Kanafani’s name is only one on a long list of people assassinated by the Jewish state. ‘The State of Israel is very strong,’ Defense Minister Benny Gantz felt the need to assert in the aftermath of last month’s ‘targeted killing’, part of a notable recent history of Israeli operations inside Iran. Putting questions of morality to one side, this seems to be less a sign of strength than of a harmful addiction to a quick fix, a solution which plays well in the local media. The revealing public debate within Israel in the last few weeks about whether to assassinate the leader of Hamas in Gaza seems to confirm this. In the sphere of public discourse in Israel, assassination has been normalised.

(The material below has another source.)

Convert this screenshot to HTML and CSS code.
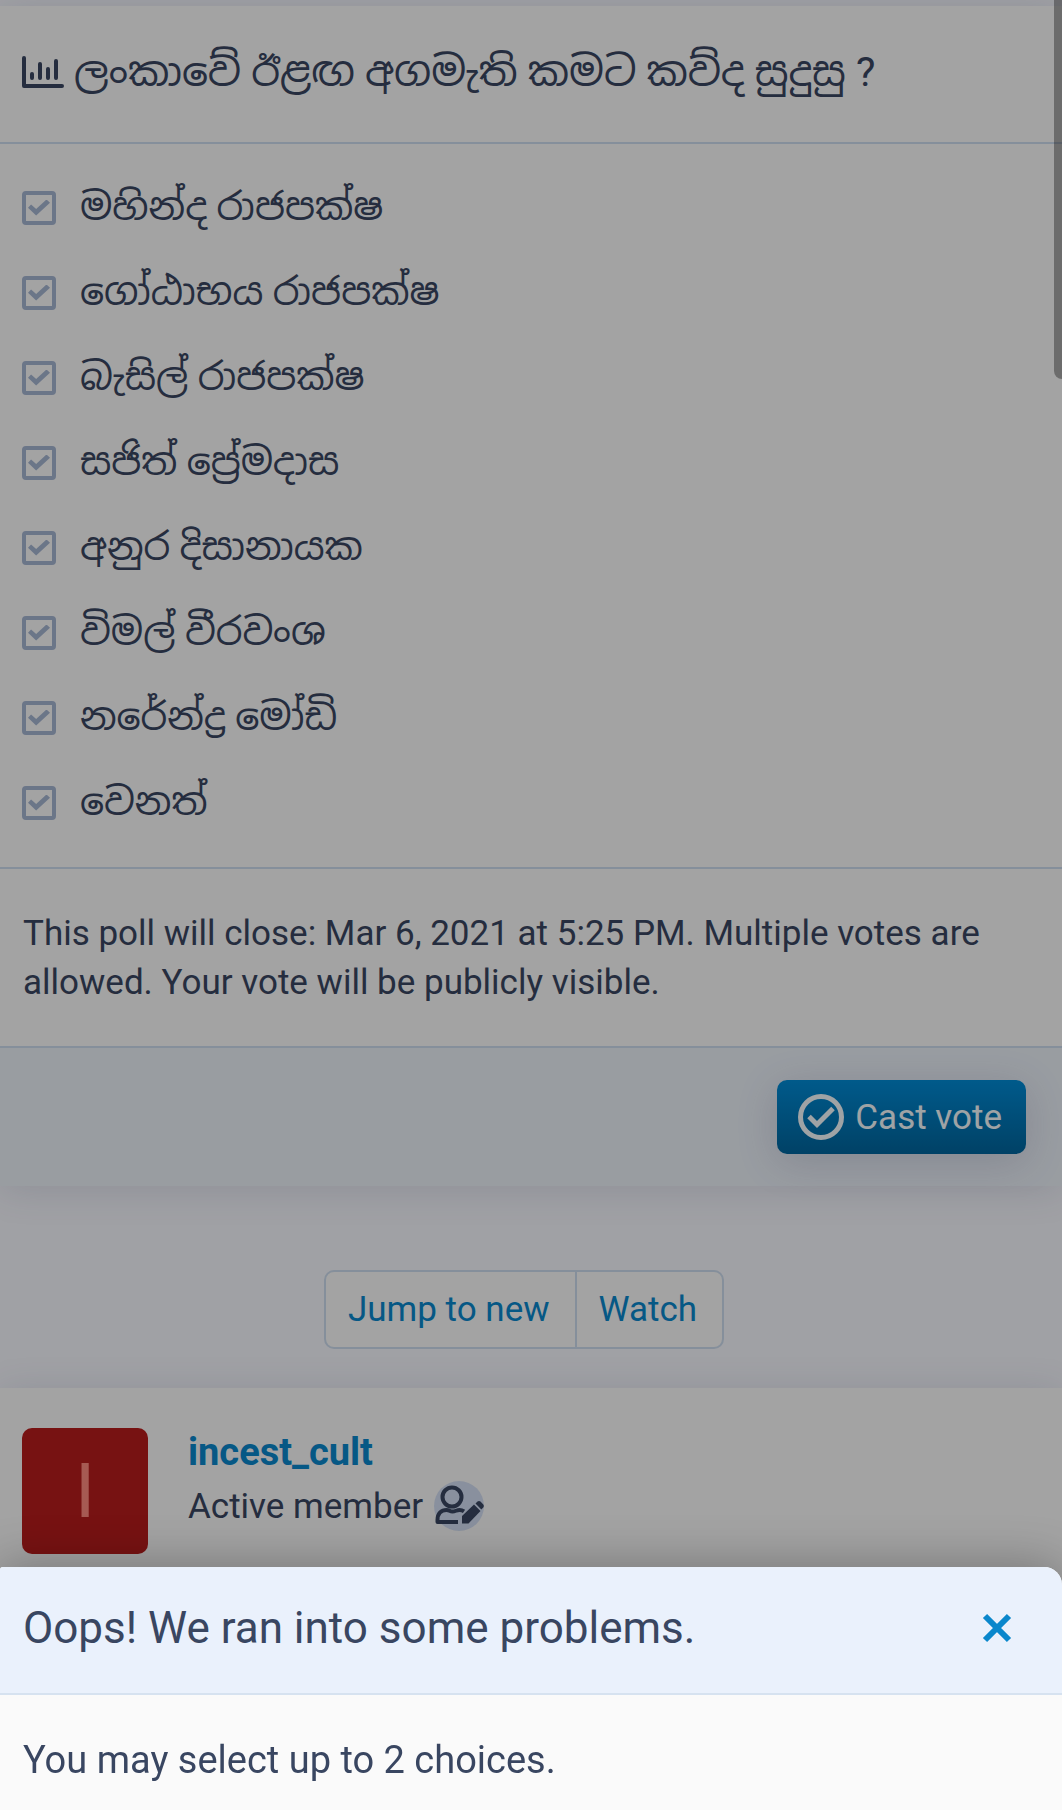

Israel’s addiction to this quick fix, to a ‘rise and kill first’ philosophy, may satisfy a biblical relish for revenge in an increasingly fundamentalist section of the population that sees the Bible as a handbook for living. More simply, it allows a government to be seen to be doing something by the domestic constituency. Assassination is also ultimately a way of muzzling the oppositional voice. The killing of Ghassan Kanafani was both an act of revenge for the terrible violence of Lod and an act of silencing aimed at a prominent and articulate public intellectual.

Except, Kanafani is not silent; his work remains. His legacy still has much to tell us about exile and the more nuanced aspects of the Palestinian experience. He is to be read not only for his critical honesty and his expression of resistance but also for his moral perspective. As the character Said warns in Returning to Haifa – the greatest crime any human can commit is to believe ‘that the weaknesses and mistakes of others give him the right to exist at their expense and justify his own mistakes and crimes.’

Anthony Fulton is a writer and activist based in Israel-Palestine. He is a member of a kibbutz in the Galilee.